When the teams met in Week 7, Wilson ran the ball three times for 10 yards in a 13-6 win for the 49ers. Last week, in a 50-17 romp over the Buffalo Bills, Wilson took off nine times for 92 yards and scored three touchdowns with his feet.

That's the biggest difference with the Seattle offense now vs. two months ago, said 49ers defensive coordinator Vic Fangio. The Seahawks increasingly have Wilson running the option play out of the shotgun – Kaepernick's speciality – and it's something for which the 49ers were preparing all last week.

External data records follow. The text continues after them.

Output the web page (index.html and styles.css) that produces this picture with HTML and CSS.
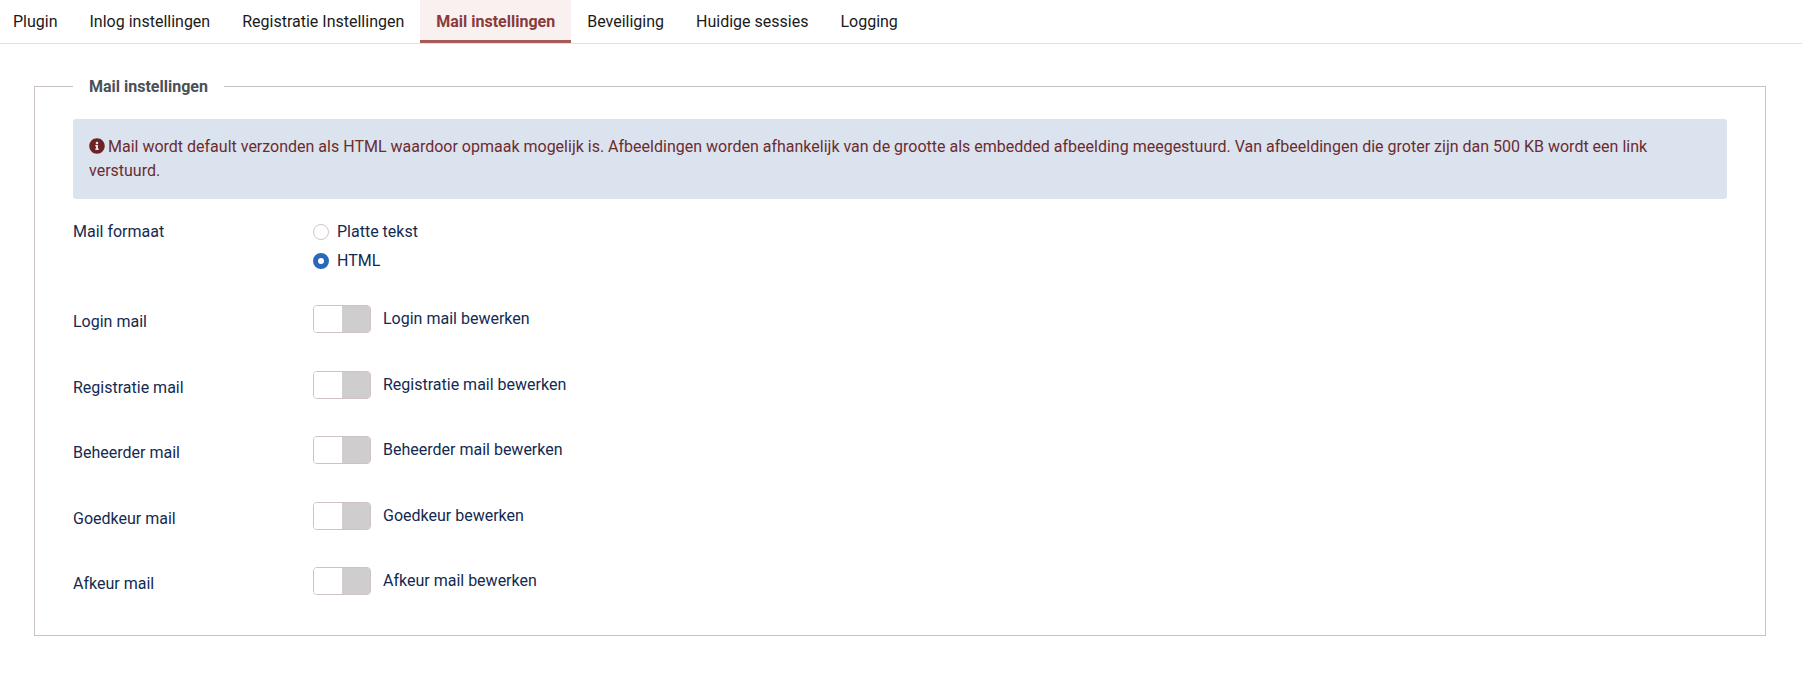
FILE: index.html
```html
<!DOCTYPE html>
<html lang="nl">
  <head>
    <meta charset="UTF-8" />
    <meta name="viewport" content="width=device-width, initial-scale=1.0" />
    <title>Mail instellingen</title>
    <link rel="stylesheet" href="styles.css">
  </head>
  <body>
    <div class="tabs">
      <a class="tab">Plugin</a>
      <a class="tab">Inlog instellingen</a>
      <a class="tab">Registratie Instellingen</a>
      <a class="tab active">Mail instellingen</a>
      <a class="tab">Beveiliging</a>
      <a class="tab">Huidige sessies</a>
      <a class="tab">Logging</a>
    </div>

    <div class="content">
      <fieldset class="box">
        <legend><span class="legend-text">Mail instellingen</span></legend>

        <div class="alert">
          <svg class="info" viewBox="0 0 512 512"><path d="M256 8C119.043 8 8 119.083 8 256c0 136.997 111.043 248 248 248s248-111.003 248-248C504 119.083 392.957 8 256 8zm0 110c23.196 0 42 18.804 42 42s-18.804 42-42 42-42-18.804-42-42 18.804-42 42-42zm56 254c0 6.627-5.373 12-12 12h-88c-6.627 0-12-5.373-12-12v-24c0-6.627 5.373-12 12-12h12v-64h-12c-6.627 0-12-5.373-12-12v-24c0-6.627 5.373-12 12-12h64c6.627 0 12 5.373 12 12v100h12c6.627 0 12 5.373 12 12v24z"/></svg>
          Mail wordt default verzonden als HTML waardoor opmaak mogelijk is. Afbeeldingen worden afhankelijk van de grootte als embedded afbeelding meegestuurd. Van afbeeldingen die groter zijn dan 500 KB wordt een link verstuurd.
        </div>

        <div class="row row-radio">
          <div class="label">Mail formaat</div>
          <div class="radios">
            <label class="radio"><input type="radio" name="format" /> Platte tekst</label>
            <label class="radio"><input type="radio" name="format" checked /> HTML</label>
          </div>
        </div>

        <div class="row">
          <div class="label">Login mail</div>
          <div class="control"><span class="switch"><span class="knob"></span><span class="off"></span></span><span class="switch-text">Login mail bewerken</span></div>
        </div>
        <div class="row">
          <div class="label">Registratie mail</div>
          <div class="control"><span class="switch"><span class="knob"></span><span class="off"></span></span><span class="switch-text">Registratie mail bewerken</span></div>
        </div>
        <div class="row">
          <div class="label">Beheerder mail</div>
          <div class="control"><span class="switch"><span class="knob"></span><span class="off"></span></span><span class="switch-text">Beheerder mail bewerken</span></div>
        </div>
        <div class="row">
          <div class="label">Goedkeur mail</div>
          <div class="control"><span class="switch"><span class="knob"></span><span class="off"></span></span><span class="switch-text">Goedkeur bewerken</span></div>
        </div>
        <div class="row">
          <div class="label">Afkeur mail</div>
          <div class="control"><span class="switch"><span class="knob"></span><span class="off"></span></span><span class="switch-text">Afkeur mail bewerken</span></div>
        </div>
      </fieldset>
    </div>
  </body>
</html>
```

FILE: styles.css
```css
* {
  margin: 0;
  padding: 0;
  box-sizing: border-box;
}

body {
  background: #fff;
  color: #132a52;
  font-family: Roboto, "Liberation Sans", sans-serif;
  font-size: 16px;
  line-height: 24px;
}

.tabs {
  display: flex;
  height: 44px;
  border-bottom: 1px solid #e3dfe2;
}
.tab {
  display: block;
  height: 43px;
  padding: 10px 16px 0;
  color: #1a1a1a;
}
.tab:first-child {
  padding-left: 13px;
}
.tab.active {
  background: #f8f1f0;
  border-bottom: 3px solid #a65a5a;
  color: #8a3a3a;
  font-weight: 700;
}

.content {
  padding: 30px 36px 0 34px;
}

.box {
  border: 1px solid #c9c1c5;
  padding: 0 38px 0;
  height: 562px;
}
.box legend {
  height: 24px;
  padding: 0 16px;
  color: #495057;
  font-weight: 700;
}
.legend-text {
  display: block;
  padding-top: 1px;
}

.alert {
  height: 80px;
  margin-top: 21px;
  margin-bottom: 16px;
  padding: 16px;
  background: #dbe3ef;
  border-radius: 3px;
  color: #6b2c2f;
}
.info {
  width: 16px;
  height: 16px;
  margin-right: -1px;
  vertical-align: -2px;
  fill: #6b2326;
}

.row {
  display: flex;
  height: 65.5px;
}
.row-radio {
  height: 90px;
}
.label {
  width: 240px;
  padding-top: 5px;
}

.radios {
  padding-top: 2px;
}
.radio {
  display: flex;
  align-items: center;
  gap: 8px;
  height: 29px;
  line-height: 24px;
}
.radio input {
  appearance: none;
  width: 16px;
  height: 16px;
  border: 1px solid #d3c6c9;
  border-radius: 50%;
  background: #fff;
}
.radio input:checked {
  border: 5px solid #2a69b8;
}

.control {
  display: flex;
  align-items: flex-start;
}
.switch {
  display: flex;
  width: 58px;
  height: 28px;
  border: 1px solid #cfc2c5;
  border-radius: 4px;
  overflow: hidden;
}
.knob {
  flex: 1;
  background: #fff;
}
.off {
  flex: 1;
  background: #d0cdcf;
}
.switch-text {
  margin-left: 12px;
  line-height: 28px;
}
```
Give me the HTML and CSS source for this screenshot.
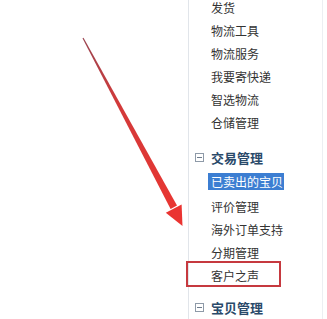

"They had shown it very sparingly prior to the (Week 7) game," Fangio said. "Now they're doing it a lot. I think they've done it over 10 times in the last three games, and that really has sparked their offense a little bit.

"And the quarterback's just gotten better and better, as you'd expect a rookie quarterback to do. He's no longer a rookie. This is his 15th pro start."

Not too long ago, teams would draft an athletic quarterback and then spend several seasons teaching him not to stray from the pocket.

Nowadays, Carroll said, the college game is so advanced that quarterbacks arrive needing far less training. And as a result, coaches are more apt to let them loose right away.

"It has opened the offenses in a very exciting way," the Seahawks coach said. "The lid's off it right now. Cam Newton was the big start to all this, and the sky's the limit."

One more common denominator between Kaepernick and Wilson – both were drafted to play major league baseball. The Colorado Rockies took Wilson, a second baseman, in the fourth round of the 2010 draft. Kaepernick, a pitcher whose fastball once was clocked at 94 mph, went a bit later in the 2009 draft. He was taken in the 43rd round by the Chicago Cubs.

Harbaugh and Carroll said that baseball background only underscores their quarterbacks' athleticism. Also, having experience fielding ground balls and firing them to first base doesn't hurt when it comes to contorting the body, throwing around oncoming linemen and otherwise releasing the football in a variety of ways.

"He's got every throw," Carroll said of Wilson. "And as a second baseman, there's all kinds of screwball, weird things that you've got to do with the ball to make plays, double plays and the different positions you get in.

"He's got an array of throws when he needs them that just come out naturally."